In the control center, staring at large monitors with high tech maps is Connie (Rosario Dawson).  She’s communicating on the CB with Frank and Will and giving them updates on the status of when their engine will be within hookup range with the one speeding out of control.  She’s also the figurehead with the smart mouth, needed to stand up to her bubbleheaded corporate boss (Kevin Dunn) who threatens to fire all of them.  In other movies, this guy would be the angry police captain in a cop movie.  He’d be the government official who believes he can protect the President while Kevin Costner or Clint Eastwood knows that’s not how it works.  This is a slot role.  Use the same dialogue for a guy like this no matter what the picture is about because it’s all standard stuff. 

On paper, Unstoppable sounds ridiculous and quite ordinary for an adventure.  A runaway train.  Isn’t there anything else?  Yet, Tony Scott applies his quick edits and aggressive zoom in and zoom out shots to the movie’s breakneck progression.  He’s also got those curved Steadicam movements within Connie’s control center accompanied with glowing bright lights of greens, reds and blues. 

News reporters’ updates, along with footage from helicopters, are spliced in between the scenes that Washington and Pine share together in the cab of their train engine.  The glue holds up well.  There’s time allowed for Frank’s girls to cheer daddy on while at Hooters. Will’s wife played by Jessy Schram holds their young son while nervously fidgeting and tearing up watching the news.  I don’t think she has any dialogue beyond the line “C’mon Will!” Soon, she’s live on the scene staring straight ahead for the final act of the film.  That’s a problem.   I’m questioning why she’s looking in the same spot straight ahead if this train barrels on and on.  It’s certainly not in a stationary position.  She’s not watching a baseball game.  No bother.  It’s not fun to question a picture like this with such semantics. 

The exhilaration comes in how Tony Scott sets up his action pieces with daring leaps on and off the train and running sprints on top of and in between the cars.  Guys hang from helicopters with attempts to board the train.  Cop cars turn their sirens on and speed parallel to the locomotive, and yes, as in any Tony Scott film, a handful of cop cars bang themselves up real good in some gritty pile ups. A gorgeous red pickup truck works its way into the story too.

Screeching sound effects are also necessary.  They were nominated for an Oscar. 

Perhaps my one complaint that’s hard to accept is that in some shots, the train, which is supposedly going at over 70 mph, doesn’t look like its going fast enough.  Urgency is important in a film like this and when I get the impression the train is not traveling at a high enough speed, well then the threat doesn’t feel so threatening.  It’s when there are shots underneath from an on the track perspective that you really get an idea of the exhilaration.  In a movie like Speed, the bus always looked like it was accelerating and never slowing down.  Here, the train seems to move slow enough at times that anyone could have just leaped on board, but as Miguel always says, “Then there would be no movie.”
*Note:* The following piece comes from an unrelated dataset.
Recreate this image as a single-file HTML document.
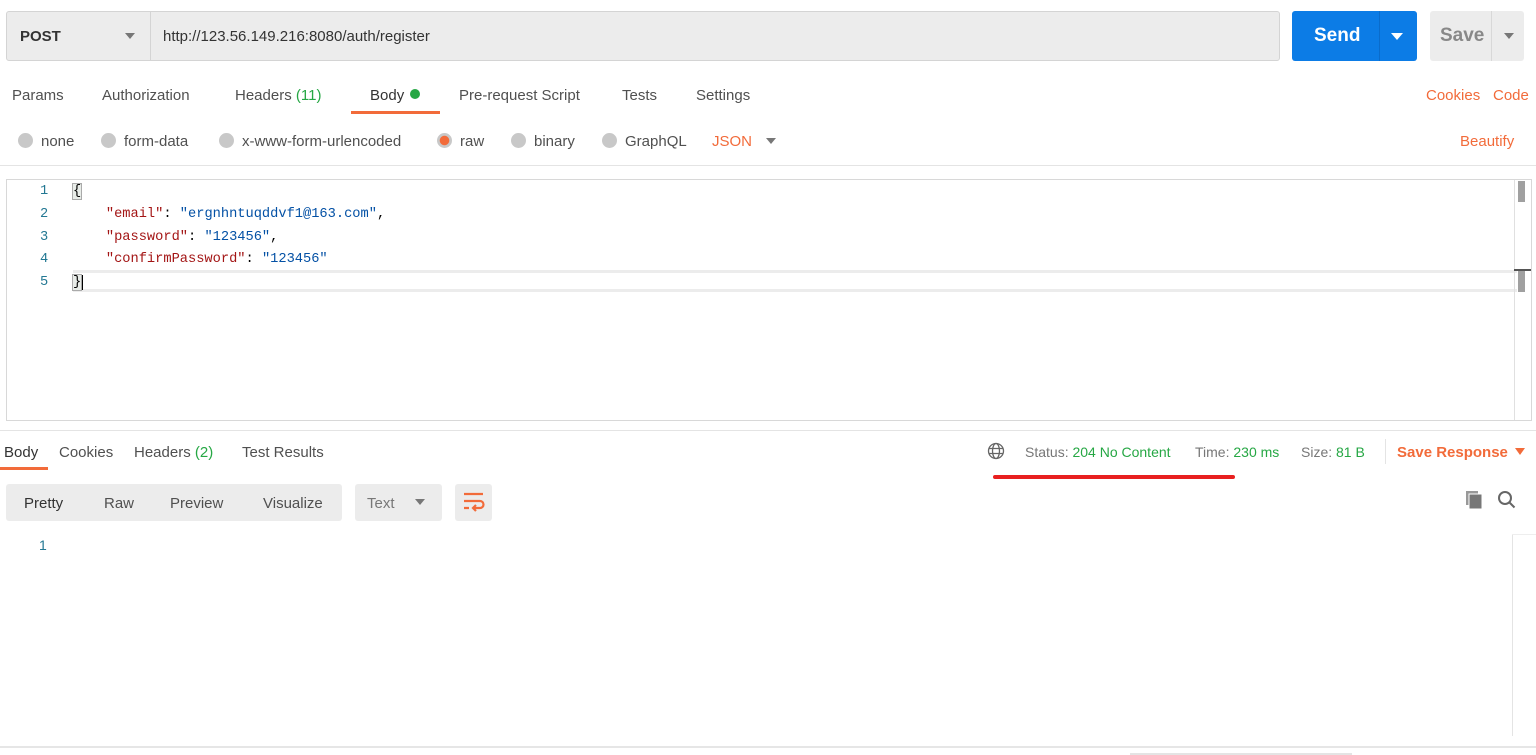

Don’t go into Unstoppable with your Neil deGrasse Tyson laws of physics.  Don’t get hung up on the wife who can see everything that’s happening by staring straight ahead when this speeding train is racing past her from right to left.  Don’t worry. Move on.  It may not look like it, but this train is going faster than it appears. 

Just enjoy the ride, and relish in what set Tony Scott aside as a well-equipped and capable action director.  Sadly, he left this world too soon.  There were more fun action movies to be made by him.  Unstoppable at least reminds you why he is still so sadly missed.